18 アシモリへの道:ラワン族(ドゥロン族)

 ラワン族とドゥロン(独竜)族が同一であるとするにはなお議論の余地があるが、基礎語彙がほぼ一致する以上、同民族といってもさしつかえないだろう。中国側の居住区、独竜江で送魂路を探し当てられなかった私は、ミャンマー側にそれを発見したとき、望外の喜びを得た。

 ひとや動物は生きている間、ブラと呼ばれる魂をもっている。死ぬと、プラはアシと呼ばれる亡魂に変わる。祖先たちのアシすべてがつどう場所がアシモリ(ラワン族はアシモン)である。
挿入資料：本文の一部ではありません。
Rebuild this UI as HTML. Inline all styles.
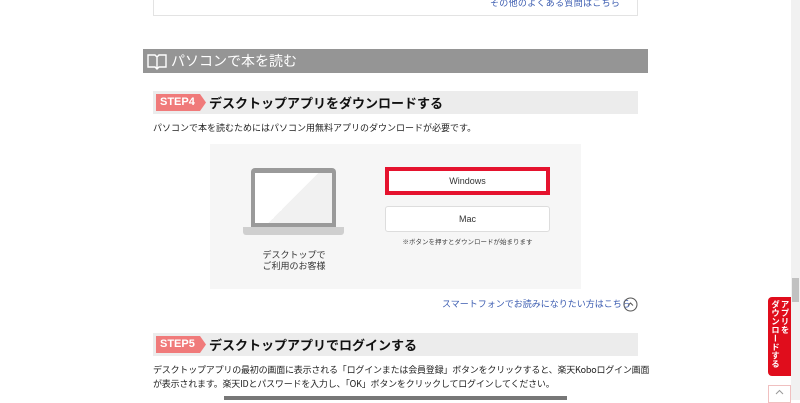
<!DOCTYPE html>
<html><head><meta charset="utf-8"><style>
*{margin:0;padding:0;box-sizing:border-box}
body{width:800px;height:400px;overflow:hidden;background:#fff;position:relative;font-family:"Liberation Sans","Noto Sans CJK JP",sans-serif;color:#222}
.a{position:absolute}
.jp{font-family:"Noto Sans CJK JP",sans-serif}
</style></head><body>
<div class="a" style="left:153px;top:-10px;width:485px;height:26px;border:1px solid #e3e3e3;border-top:none"></div>
<div class="a jp" style="left:490px;top:-4px;font-size:9px;color:#3a5bb0;letter-spacing:0.3px">その他のよくある質問はこちら</div>

<div class="a" style="left:143px;top:49px;width:505px;height:24px;background:#959595"></div>
<svg class="a" style="left:147px;top:53px" width="20" height="17" viewBox="0 0 20 17"><path d="M1 2h7l2 2 2-2h7v12h-7l-2 2-2-2H1z M10 4v12" fill="none" stroke="#fff" stroke-width="1.4"/></svg>
<div class="a jp" style="left:171px;top:51px;font-size:14px;color:#fff;line-height:20px">パソコンで本を読む</div>

<div class="a" style="left:153px;top:91px;width:485px;height:23px;background:#ececec"></div>
<div class="a" style="left:156px;top:94px;width:50px;height:17px;background:#f07a7a;clip-path:polygon(0 0,88% 0,100% 50%,88% 100%,0 100%)"></div>
<div class="a" style="left:160px;top:95px;font-size:11px;font-weight:bold;color:#fff;line-height:15px">STEP4</div>
<div class="a jp" style="left:209px;top:93px;font-size:13px;font-weight:bold;line-height:19px;color:#111">デスクトップアプリをダウンロードする</div>
<div class="a jp" style="left:153px;top:121px;font-size:9px;line-height:14px">パソコンで本を読むためにはパソコン用無料アプリのダウンロードが必要です。</div>

<div class="a" style="left:210px;top:144px;width:371px;height:145px;background:#f6f6f6"></div>
<div class="a" style="left:251px;top:168px;width:85px;height:59px;background:#9a9a9a;border-radius:4px 4px 0 0"></div>
<div class="a" style="left:255px;top:173px;width:77px;height:50px;background:linear-gradient(135deg,#fff 50%,#f1f1f1 50%)"></div>
<div class="a" style="left:243px;top:227px;width:101px;height:8px;background:#cfcfcf;border-radius:0 0 3px 3px"></div>
<div class="a jp" style="left:244px;top:249px;width:100px;text-align:center;font-size:9px;line-height:11px;color:#333">デスクトップで<br>ご利用のお客様</div>

<div class="a" style="left:385px;top:167px;width:165px;height:28px;border:4px solid #e5132e;background:#fff"></div>
<div class="a" style="left:385px;top:175px;width:165px;text-align:center;font-size:9px;line-height:12px;color:#333">Windows</div>
<div class="a" style="left:385px;top:206px;width:165px;height:26px;border:1px solid #ddd;border-radius:3px;background:#fff"></div>
<div class="a" style="left:385px;top:213px;width:165px;text-align:center;font-size:9px;line-height:12px;color:#333">Mac</div>
<div class="a jp" style="left:385px;top:236px;width:165px;text-align:center;font-size:6.5px;color:#444">※ボタンを押すとダウンロードが始まります</div>

<div class="a jp" style="left:442px;top:297px;font-size:9px;color:#3a5bb0;line-height:14px">スマートフォンでお読みになりたい方はこちら</div>
<svg class="a" style="left:623px;top:297px" width="15" height="15" viewBox="0 0 15 15"><circle cx="7.5" cy="7.5" r="6.5" fill="none" stroke="#555" stroke-width="1"/><path d="M5 8.5l2.5-2.5 2.5 2.5" fill="none" stroke="#555" stroke-width="1"/></svg>

<div class="a" style="left:153px;top:333px;width:485px;height:23px;background:#ececec"></div>
<div class="a" style="left:156px;top:336px;width:50px;height:17px;background:#f07a7a;clip-path:polygon(0 0,88% 0,100% 50%,88% 100%,0 100%)"></div>
<div class="a" style="left:160px;top:337px;font-size:11px;font-weight:bold;color:#fff;line-height:15px">STEP5</div>
<div class="a jp" style="left:209px;top:335px;font-size:13px;font-weight:bold;line-height:19px;color:#111">デスクトップアプリでログインする</div>
<div class="a jp" style="left:153px;top:363px;font-size:9px;line-height:14px;white-space:nowrap;letter-spacing:-0.2px">デスクトップアプリの最初の画面に表示される「ログインまたは会員登録」ボタンをクリックすると、楽天Koboログイン画面<br>が表示されます。楽天IDとパスワードを入力し、「OK」ボタンをクリックしてログインしてください。</div>
<div class="a" style="left:224px;top:396px;width:343px;height:4px;background:#777"></div>

<div class="a" style="left:791px;top:0;width:9px;height:400px;background:#f1f1f1"></div>
<div class="a" style="left:792px;top:278px;width:7px;height:24px;background:#c1c1c1"></div>
<div class="a" style="left:768px;top:297px;width:23px;height:79px;background:#e00d1c;border-radius:4px 0 0 4px"></div>
<div class="a jp" style="left:770px;top:300px;writing-mode:vertical-rl;font-size:8.5px;font-weight:bold;color:#fff;line-height:9.5px;height:76px;white-space:nowrap">アプリを<br>ダウンロードする</div>
<div class="a" style="left:768px;top:385px;width:23px;height:18px;border:1px solid #f0c0c0;background:#fff"></div>
<svg class="a" style="left:775px;top:389px" width="9" height="6" viewBox="0 0 9 6"><path d="M1 5l3.5-3.5L8 5" fill="none" stroke="#999" stroke-width="1"/></svg>
</body></html>
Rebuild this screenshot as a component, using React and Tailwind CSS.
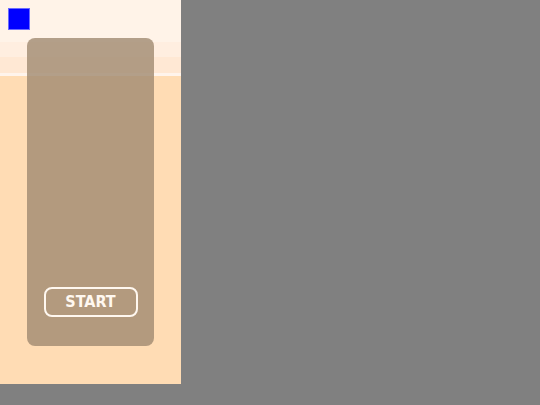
import React from "react";

const App = () => {
  return (
    <div className="w-[540px] h-[405px] bg-[#808080] overflow-hidden">
      <div className="relative w-[181px] h-[384px] bg-[#ffdcb4] flex flex-col">
        <div className="h-[42px] bg-[#fff3e8]" />
        <div className="h-[15px] bg-[#ffeee0]" />
        <div className="h-[16px] bg-[#ffe8d4]" />
        <div className="h-[3px] bg-[#fff4ec]" />
        <div className="absolute left-2 top-2 w-[22px] h-[22px] bg-[#0000ff] border border-[#6b6bff]" />
        <div className="absolute left-[27px] top-[38px] w-[127px] h-[308px] rounded-[8px] bg-[#a08a70]/80 flex flex-col items-center justify-end pb-[29px]">
          <button className="w-[94px] h-[30px] rounded-[8px] border-2 border-[#fff8f0] text-[#fff8f0] text-[16px] font-bold flex items-center justify-center font-['DejaVu_Sans_Condensed','DejaVu_Sans',sans-serif]">
            START
          </button>
        </div>
      </div>
    </div>
  );
};

export default App;
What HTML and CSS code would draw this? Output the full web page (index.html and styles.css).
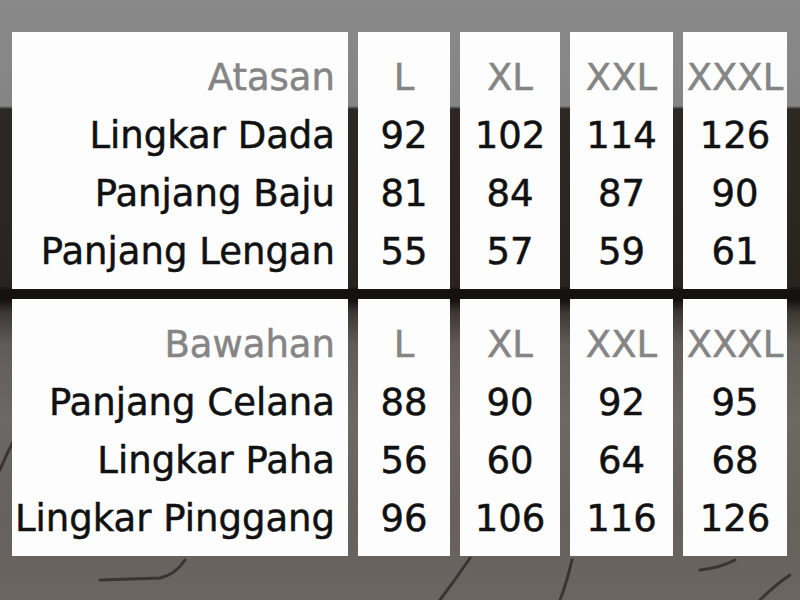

 アシモリというのはいわば影の世界である。現世界とほぼ同様で、東西南北があり、山、水、樹木、村なども変わらない。いたるところにヨモギが生え、アシたちはそれを使って小さな家を建てる。ブタ、牛、ニワトリ、羊がたくさんいて、大地はそれらの糞にあふれ、清潔とは言いがたい。これら家畜のアシは生前とおなじ主のもとで飼われている。人のアシは生前とおなじ家族のなかで生活し、嫁に行った場合、もとのうちで暮らすことになる。

 アシモリで結婚したり子どもを生んだりすることはない。アシたちは播種、採集、漁労、編み物、建築なども営む。村の日常生活は頭領が管理し、紛糾すればそれなりに処理解決する。生前に行いがよくなかった場合、ここで懲罰を受ける。>(蔡家麒)

 日中、外に出ると、すべてのものが影をもつことを発見する。この地上には、陽に対する陰、この次元に対する別次元のように、もうひとつの世界が影として存在する。アシモリは影の次元に存在するのである。ということは、祖先のたどってきた道を遡らなくても、アシモリに瞬間移動できてしまうことになる。中国側のドゥロン族に送魂路が見つからないのは、こういった事情があったからだ。

しかしミャンマー側に送魂路が存在するのは、かつてはアシモリがはるか遠くの民族の原郷にあったと信じられていたことを示している。伝承によれば、ラワン族の民族移動経路はジンポー族のそれとよく似ていて、モンゴルに発し、青海・甘粛地方を経て、イラワジ川源流(チベット自治区のナチュ付近)から自治区東南のツァワロンまで南下する。そのあとミャンマー北東部から独竜江にかけて散らばっていくのである。送魂路と民族移動経路がどの程度一致するかは、地名に不明なものが多く、はっきりしない。

 以下、三つの送魂路を挙げたい。

 

送魂路1:パングラン・ヤンウェン → チャンマ・プララム → …… → ナサ・ロンウェン → アシ・ナンドル → アシモン、ダンロン・モン

送魂路2:アシ・ゴンドン → ナンボン・マルプ → …… → ドドムロン・モン → ズパン・モン・タラ → リクパン・モン → …… → アシモン

送魂路3:ロンバンカ → ダゴ・グンレ → アシ・リントゥン → マタ・マリン → アショム・タラトゥク → ドンギャ・シグン → …… → アシモン

 

 中国東北やモンゴルまで遡れるほどの地名の数はなく、おそらくミャンマー北東隅の頂平山(Singgung Ganai, Nlung Jahtai)まで遡り、そこからアシモンの次元に入るのではないかと思うが、上記の地名には反映されていない。